O Mussende, nos dias em que lá não parava a carreira de Nova Lisboa, era uma pasmaceira! Executados os diversos serviços – lenha, água, limpezas, etc. – normalmente acabados ainda antes do almoço, o calor abrasador da tarde convidava ao descanso nas tarimbas, ou a uma cerveja fresca no café do Leitão, porque pouco mais se poderia por lá fazer. Quando havia viaturas em condições, saía um jeep em patrulha, pelos arredores.
O Mussende era uma pequena localidade num cruzamento de estradas. Há muito tempo já, que por lá se haviam estabelecido “comerciantes do mato” (julgo que era este o nome que se lhes dava) cuja actividade consistia na compra, ou melhor, na troca, já que se não negociava a dinheiro, dos produtos indígenas por panos e outro tipos de mercadorias que os locais apreciavam.
Numa dessas tardes de modorra, ao chegar ao quartel, alguém me disse – se bem me lembro, foi o “Porto” - para ir ver uma “prenda” que por lá aparecera. Tratava-se de um pequenito mulato, magríssimo, que, segundo me contaram, havia sido encaminhado para o quartel pelos habitantes de uma sanzala onde havia sido abandonado pelos pais – um “bóer” e uma indígena – antes de partirem para Luanda.
Toda a tropa o rodeava e puseram-se a insistir comigo para que o recolhêssemos. Ordenei que, para já, lhe dessem alguma comida, visto aparentar fome. Assim fizeram e ele não se fez rogado. Após comer, deitou-se a dormir e para ali ficou mais de um dia, qual jibóia, a digerir o alimento.
Decidiu-se, democraticamente, que a criança ficaria ao nosso cuidado, desde que alguém se encarregasse, efectivamente, de velar por ele. Logo se ofereceu o “Japonês” e o pequenito passou a viver no nosso quartel. Via muito mal e, por essa razão, caía com frequência. Melhorou bastante com a alimentação que passou a ter, mas, em contrapartida, fartou-se de aprender “linguagem de caserna” que usava com a maior das inocências.
Como ninguém sabia o nome dele, alcunharam-no de “Atraso de Vida”.

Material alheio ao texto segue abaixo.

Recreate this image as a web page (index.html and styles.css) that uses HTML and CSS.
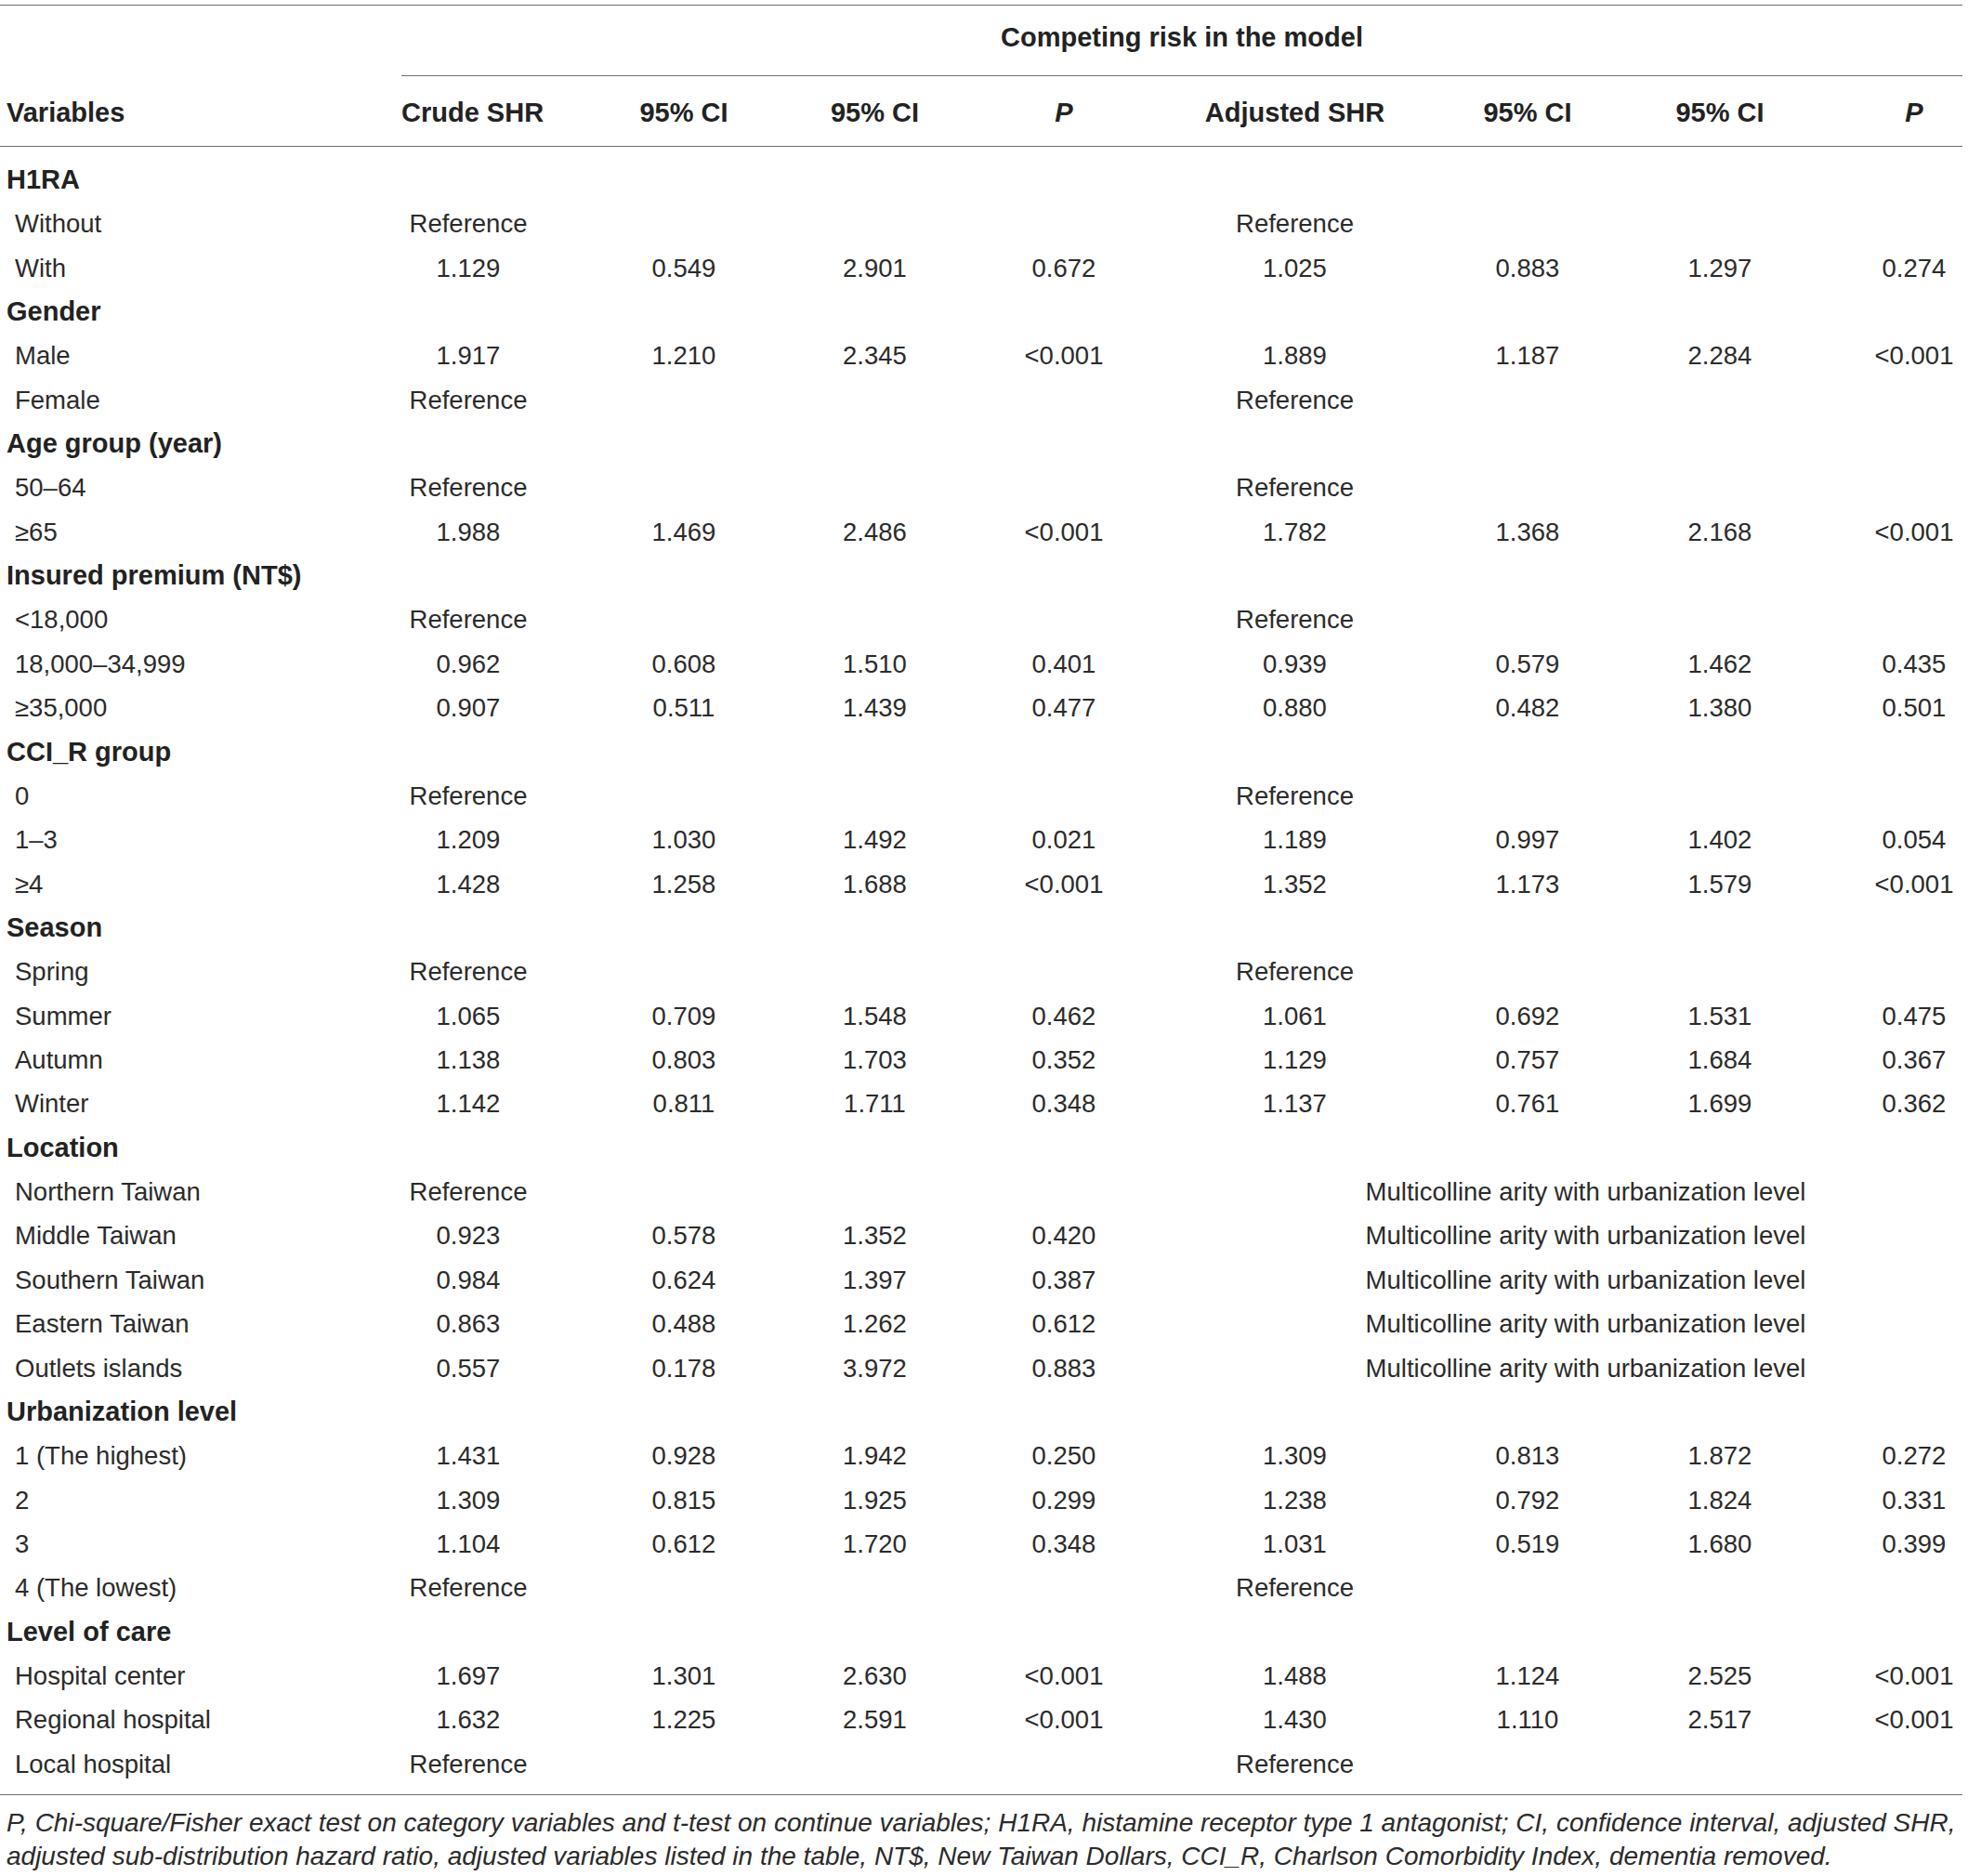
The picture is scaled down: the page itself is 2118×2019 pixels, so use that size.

Quando nos deslocámos para o Leste, acompanhou-nos, como se, sua família, fôssemos. Ficou recolhido na Casa do Gaiato de Benguela aquando do regresso da Companhia à Metrópole, em 1967. Se ainda for vivo, terá hoje, à volta de 50 anos e eu, confesso com alguma comoção, que gostava muito de saber do que foi feito dele!